> The problem: Images should be left out, and everything else in the listing reproduced exactly.
○ ○ ○ ○ ○ ○ ○
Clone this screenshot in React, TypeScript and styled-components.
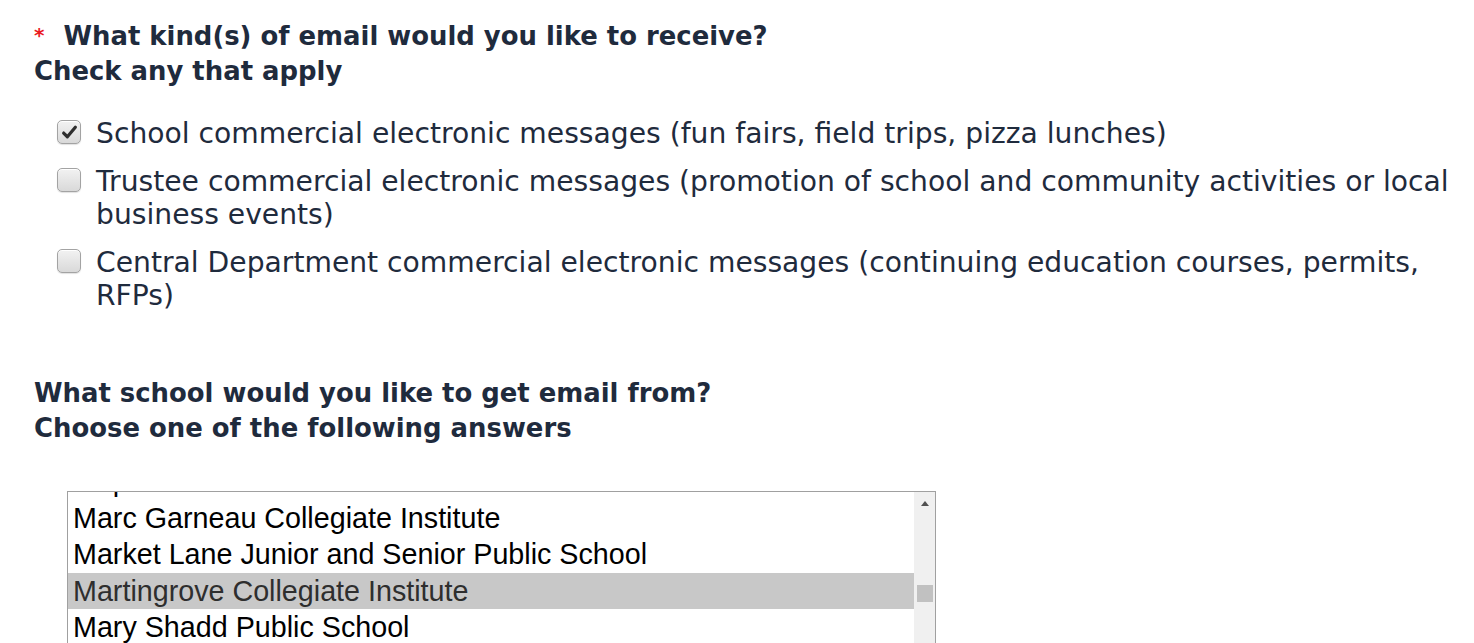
import React from "react";
import styled, { createGlobalStyle } from "styled-components";

const Global = createGlobalStyle`
  html, body { margin: 0; padding: 0; background: #ffffff; }
  body { font-family: "DejaVu Sans", Verdana, sans-serif; color: #1f2b3d; }
`;

const Page = styled.div`
  padding: 18px 0 0 34px;
  width: 1430px;
`;

const Question = styled.div<{ $gap?: number }>`
  font-weight: bold;
  font-size: 25.9px;
  line-height: 35px;
  margin-top: ${(p) => p.$gap ?? 0}px;
`;

const Required = styled.span`
  color: #ea1a1f;
  font-size: 20px;
  margin-right: 19px;
  vertical-align: 3px;
`;

const Options = styled.div`
  margin: 28px 0 0 23px;
  display: flex;
  flex-direction: column;
  gap: 15px;
`;

const Option = styled.label`
  display: flex;
  align-items: flex-start;
  gap: 15px;
  font-size: 28.2px;
  line-height: 33px;
`;

const Box = styled.span`
  flex: none;
  width: 24px;
  height: 24px;
  margin-top: 3px;
  border: 1px solid #a3a3a3;
  border-radius: 5px;
  background: linear-gradient(#f2f2f2, #d9d9d9);
  box-shadow: inset 0 1px 0 #ffffff, 0 1px 1px rgba(0, 0, 0, 0.12);
  display: flex;
  align-items: center;
  justify-content: center;
  box-sizing: border-box;
`;

const Listbox = styled.div`
  margin: 45px 0 0 33px;
  width: 869px;
  height: 170px;
  box-sizing: border-box;
  border: 1px solid #a0a0a0;
  border-bottom: none;
  display: flex;
  font-family: "Liberation Sans", Arial, sans-serif;
  font-size: 28.7px;
  color: #000;
  overflow: hidden;
`;

const Items = styled.div`
  flex: 1;
  overflow: hidden;
`;

const ItemTrack = styled.div`
  margin-top: -29px;
`;

const Item = styled.div<{ $selected?: boolean }>`
  height: 36.5px;
  line-height: 36.5px;
  padding-left: 5px;
  white-space: nowrap;
  background: ${(p) => (p.$selected ? "#c8c8c8" : "transparent")};
  color: ${(p) => (p.$selected ? "#2e2e2e" : "#000")};
`;

const Scrollbar = styled.div`
  flex: none;
  width: 21px;
  background: #f0f0f0;
  display: flex;
  flex-direction: column;
  align-items: center;
`;

const Arrow = styled.div`
  margin-top: 9px;
  width: 0;
  height: 0;
  border-left: 4px solid transparent;
  border-right: 4px solid transparent;
  border-bottom: 5px solid #505050;
`;

const Thumb = styled.div`
  margin-top: 79px;
  width: 16px;
  height: 17px;
  background: #c1c1c1;
`;

const Check = () => (
  <svg width="17" height="17" viewBox="0 0 16 16">
    <path d="M2.5 8.5 L6 12 L13.5 3" fill="none" stroke="#2e2e2e" strokeWidth="3" strokeLinecap="round" strokeLinejoin="round" />
  </svg>
);

const options = [
  { text: "School commercial electronic messages (fun fairs, field trips, pizza lunches)", checked: true },
  { text: "Trustee commercial electronic messages (promotion of school and community activities or local business events)", checked: false },
  { text: "Central Department commercial electronic messages (continuing education courses, permits, RFPs)", checked: false },
];

const schools = [
  "Maple Leaf Junior Public School",
  "Marc Garneau Collegiate Institute",
  "Market Lane Junior and Senior Public School",
  "Martingrove Collegiate Institute",
  "Mary Shadd Public School",
];

export default function App() {
  return (
    <>
      <Global />
      <Page>
        <Question>
          <Required>*</Required>What kind(s) of email would you like to receive?
          <br />
          Check any that apply
        </Question>
        <Options>
          {options.map((o) => (
            <Option key={o.text}>
              <Box>{o.checked && <Check />}</Box>
              <span>{o.text}</span>
            </Option>
          ))}
        </Options>
        <Question $gap={64}>
          What school would you like to get email from?
          <br />
          Choose one of the following answers
        </Question>
        <Listbox>
          <Items>
            <ItemTrack>
              {schools.map((s) => (
                <Item key={s} $selected={s === "Martingrove Collegiate Institute"}>
                  {s}
                </Item>
              ))}
            </ItemTrack>
          </Items>
          <Scrollbar>
            <Arrow />
            <Thumb />
          </Scrollbar>
        </Listbox>
      </Page>
    </>
  );
}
○ ○ ○ ○ ○ ○ ○
> Response to this exercise:
Clone this screenshot in React, TypeScript and styled-components.
import React from "react";
import styled, { createGlobalStyle } from "styled-components";

const Global = createGlobalStyle`
  html, body { margin: 0; padding: 0; background: #ffffff; }
  body { font-family: "DejaVu Sans", Verdana, sans-serif; color: #1f2b3d; }
`;

const Page = styled.div`
  padding: 18px 0 0 34px;
  width: 1430px;
`;

const Question = styled.div<{ $gap?: number }>`
  font-weight: bold;
  font-size: 25.9px;
  line-height: 35px;
  margin-top: ${(p) => p.$gap ?? 0}px;
`;

const Required = styled.span`
  color: #ea1a1f;
  font-size: 20px;
  margin-right: 19px;
  vertical-align: 3px;
`;

const Options = styled.div`
  margin: 28px 0 0 23px;
  display: flex;
  flex-direction: column;
  gap: 15px;
`;

const Option = styled.label`
  display: flex;
  align-items: flex-start;
  gap: 15px;
  font-size: 28.2px;
  line-height: 33px;
`;

const Box = styled.span`
  flex: none;
  width: 24px;
  height: 24px;
  margin-top: 3px;
  border: 1px solid #a3a3a3;
  border-radius: 5px;
  background: linear-gradient(#f2f2f2, #d9d9d9);
  box-shadow: inset 0 1px 0 #ffffff, 0 1px 1px rgba(0, 0, 0, 0.12);
  display: flex;
  align-items: center;
  justify-content: center;
  box-sizing: border-box;
`;

const Listbox = styled.div`
  margin: 45px 0 0 33px;
  width: 869px;
  height: 170px;
  box-sizing: border-box;
  border: 1px solid #a0a0a0;
  border-bottom: none;
  display: flex;
  font-family: "Liberation Sans", Arial, sans-serif;
  font-size: 28.7px;
  color: #000;
  overflow: hidden;
`;

const Items = styled.div`
  flex: 1;
  overflow: hidden;
`;

const ItemTrack = styled.div`
  margin-top: -29px;
`;

const Item = styled.div<{ $selected?: boolean }>`
  height: 36.5px;
  line-height: 36.5px;
  padding-left: 5px;
  white-space: nowrap;
  background: ${(p) => (p.$selected ? "#c8c8c8" : "transparent")};
  color: ${(p) => (p.$selected ? "#2e2e2e" : "#000")};
`;

const Scrollbar = styled.div`
  flex: none;
  width: 21px;
  background: #f0f0f0;
  display: flex;
  flex-direction: column;
  align-items: center;
`;

const Arrow = styled.div`
  margin-top: 9px;
  width: 0;
  height: 0;
  border-left: 4px solid transparent;
  border-right: 4px solid transparent;
  border-bottom: 5px solid #505050;
`;

const Thumb = styled.div`
  margin-top: 79px;
  width: 16px;
  height: 17px;
  background: #c1c1c1;
`;

const Check = () => (
  <svg width="17" height="17" viewBox="0 0 16 16">
    <path d="M2.5 8.5 L6 12 L13.5 3" fill="none" stroke="#2e2e2e" strokeWidth="3" strokeLinecap="round" strokeLinejoin="round" />
  </svg>
);

const options = [
  { text: "School commercial electronic messages (fun fairs, field trips, pizza lunches)", checked: true },
  { text: "Trustee commercial electronic messages (promotion of school and community activities or local business events)", checked: false },
  { text: "Central Department commercial electronic messages (continuing education courses, permits, RFPs)", checked: false },
];

const schools = [
  "Maple Leaf Junior Public School",
  "Marc Garneau Collegiate Institute",
  "Market Lane Junior and Senior Public School",
  "Martingrove Collegiate Institute",
  "Mary Shadd Public School",
];

export default function App() {
  return (
    <>
      <Global />
      <Page>
        <Question>
          <Required>*</Required>What kind(s) of email would you like to receive?
          <br />
          Check any that apply
        </Question>
        <Options>
          {options.map((o) => (
            <Option key={o.text}>
              <Box>{o.checked && <Check />}</Box>
              <span>{o.text}</span>
            </Option>
          ))}
        </Options>
        <Question $gap={64}>
          What school would you like to get email from?
          <br />
          Choose one of the following answers
        </Question>
        <Listbox>
          <Items>
            <ItemTrack>
              {schools.map((s) => (
                <Item key={s} $selected={s === "Martingrove Collegiate Institute"}>
                  {s}
                </Item>
              ))}
            </ItemTrack>
          </Items>
          <Scrollbar>
            <Arrow />
            <Thumb />
          </Scrollbar>
        </Listbox>
      </Page>
    </>
  );
}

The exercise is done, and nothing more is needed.